PMI Portfolio Standard Update

 

For the first time PMI is preparing to launch a portfolio management standard and a program management standard, explained PMI Standards Manager Dottie Nichols. “Both of these are currently out for exposure and final drafts have a scheduled delivery date of the end of the second quarter of 2006,” she said. “With our established presence in the project arena, we wanted to broaden into these growing domains.”

According to Ms. Nichols, since so many people perceive portfolio management as directly tied to financial management, the organization really wants to make people within the industry understand that the process actually much broader. “We really wanted to focus on significance of a portfolio of projects for a CEO and an organization as it ties to strategy,” she said. “Conceptualizing that and putting it down in a manner that will gain the attention of the marketplace was truly one of our biggest concerns.”

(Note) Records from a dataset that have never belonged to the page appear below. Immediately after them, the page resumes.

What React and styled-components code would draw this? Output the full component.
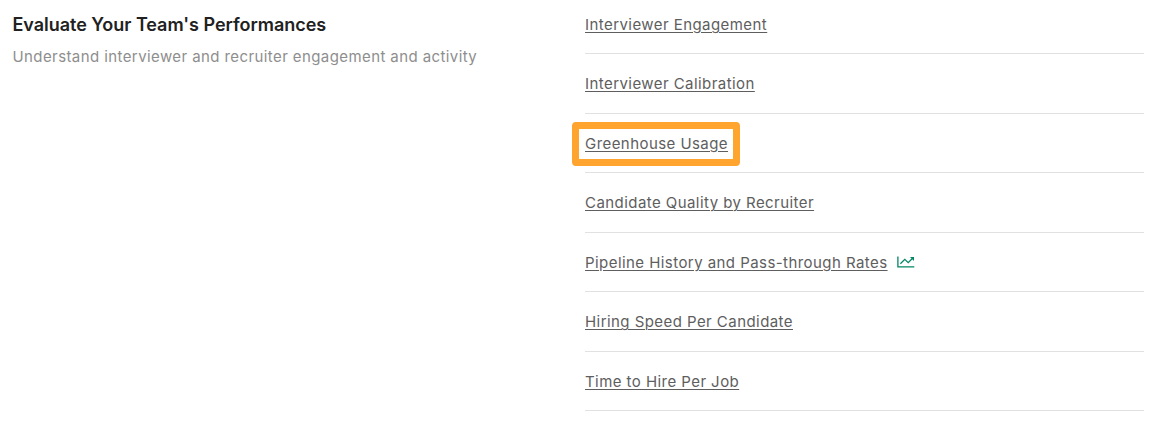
import styled, { createGlobalStyle } from "styled-components";

const reports = [
  { title: "Interviewer Engagement" },
  { title: "Interviewer Calibration" },
  { title: "Greenhouse Usage", highlighted: true },
  { title: "Candidate Quality by Recruiter" },
  { title: "Pipeline History and Pass-through Rates", hasChart: true },
  { title: "Hiring Speed Per Candidate" },
  { title: "Time to Hire Per Job" },
];

const ChartIcon = () => (
  <SC.Icon viewBox="0 0 18 12" aria-hidden="true">
    <path d="M0.9 0.5V10.9H17.3" />
    <path d="M3.4 7.8L7.8 3.4L11.2 6.6L15.6 2.3" />
    <path d="M13 1H17V5Z" fill="#038764" stroke="none" />
  </SC.Icon>
);

const ReportItem = ({ title, highlighted, hasChart }) => (
  <SC.Item>
    <SC.LinkWrap>
      <SC.Link href="#">{title}</SC.Link>
      {highlighted && <SC.Highlight />}
    </SC.LinkWrap>
    {hasChart && <ChartIcon />}
  </SC.Item>
);

export default function App() {
  return (
    <>
      <GlobalStyle />
      <SC.Section>
        <SC.Intro>
          <SC.Title>Evaluate Your Team's Performances</SC.Title>
          <SC.Description>
            Understand interviewer and recruiter engagement and activity
          </SC.Description>
        </SC.Intro>
        <SC.List>
          {reports.map((report) => (
            <ReportItem key={report.title} {...report} />
          ))}
        </SC.List>
      </SC.Section>
    </>
  );
}

const GlobalStyle = createGlobalStyle`
  * {
    box-sizing: border-box;
  }

  body {
    margin: 0;
    background: #fff;
    font-family: Inter, "Liberation Sans", sans-serif;
    -webkit-font-smoothing: antialiased;
  }
`;

const SC = {
  Section: styled.section`
    display: grid;
    grid-template-columns: 572.5px 559px;
    padding-left: 12.5px;
    height: 426px;
    overflow: hidden;
  `,
  Intro: styled.div`
    padding-top: 13px;
  `,
  Title: styled.h2`
    margin: 0;
    font-size: 18px;
    font-weight: 600;
    line-height: 24px;
    letter-spacing: -0.03px;
    color: #212121;
  `,
  Description: styled.p`
    margin: 8px 0 0;
    font-size: 15px;
    line-height: 24px;
    letter-spacing: 0.41px;
    color: #8e8e8e;
  `,
  List: styled.ul`
    margin: -5.5px 0 0;
    padding: 0;
    list-style: none;
  `,
  Item: styled.li`
    display: flex;
    align-items: center;
    height: 59.5px;
    padding-top: 1px;
    border-bottom: 1px solid #e1e1e1;
  `,
  LinkWrap: styled.div`
    position: relative;
    line-height: 24px;
  `,
  Link: styled.a`
    font-size: 15px;
    letter-spacing: 0.44px;
    color: #5e5e5e;
    text-decoration: underline;
    text-decoration-thickness: 1px;
    text-underline-offset: 2px;
    text-decoration-skip-ink: auto;
    white-space: nowrap;
  `,
  Highlight: styled.span`
    position: absolute;
    inset: -9.25px -12px -10.25px -13px;
    border: 7px solid #ffa42e;
    border-radius: 4px;
    pointer-events: none;
  `,
  Icon: styled.svg`
    width: 18px;
    height: 12px;
    margin-left: 9px;
    fill: none;
    stroke: #038764;
    stroke-width: 1.3;
  `,
};
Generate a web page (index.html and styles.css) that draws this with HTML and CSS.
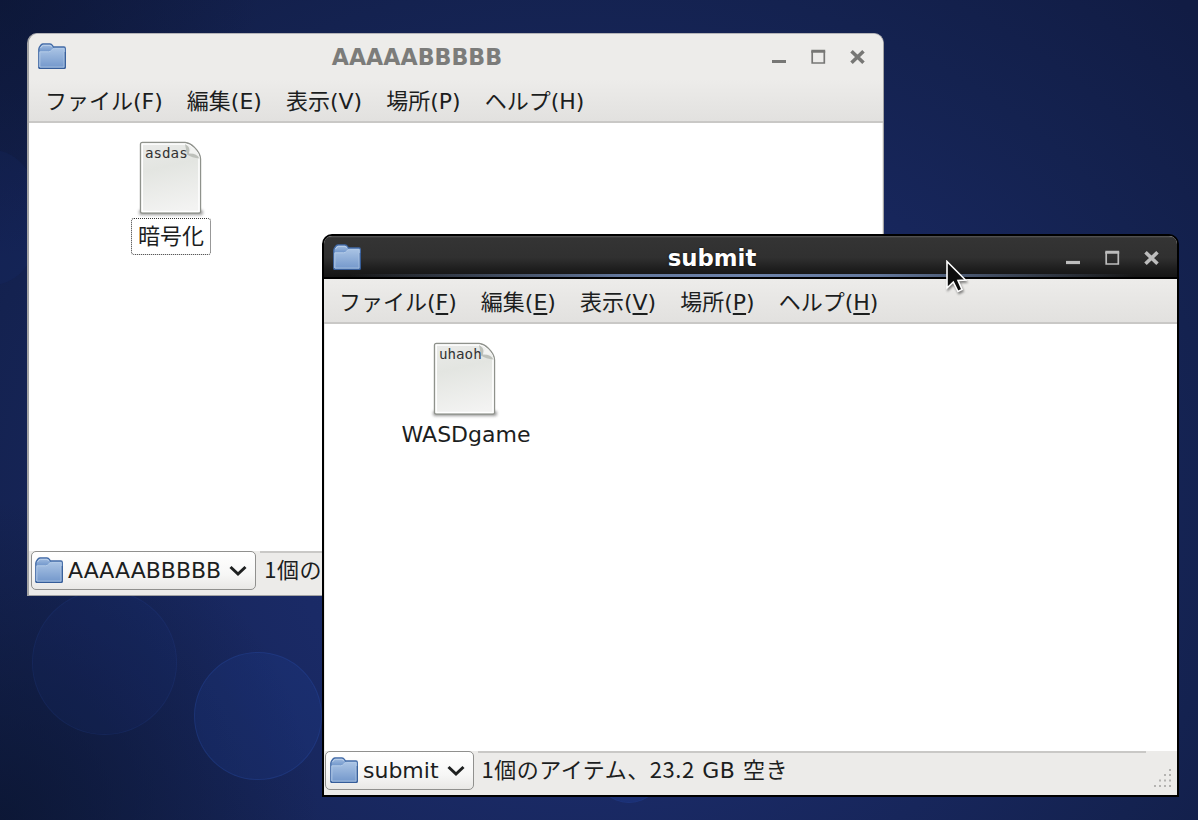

Ms. Nichols added that project managers need to realize that as portfolio management continues to come to the forefront, it broadens potential career paths. “Portfolio managers have not always been project managers – instead they have been individuals within the CFO, CIO, COO or CEO offices,” she said. “It is a matter of getting the attention that this component is bigger than what you do to manage projects.”

At this point, PMI wants people to read the standards, put their stamp on them and send in their thoughts, comments and concerns. “This has the power of broadening the prospective of the entire field as well as how a project manager’s role ties to corporate strategy,” she said. “It actually creates a three-tier triangle with project management at the bottom, program management in the middle and portfolio management at the top, which brings a new level of conceptualization to the field.”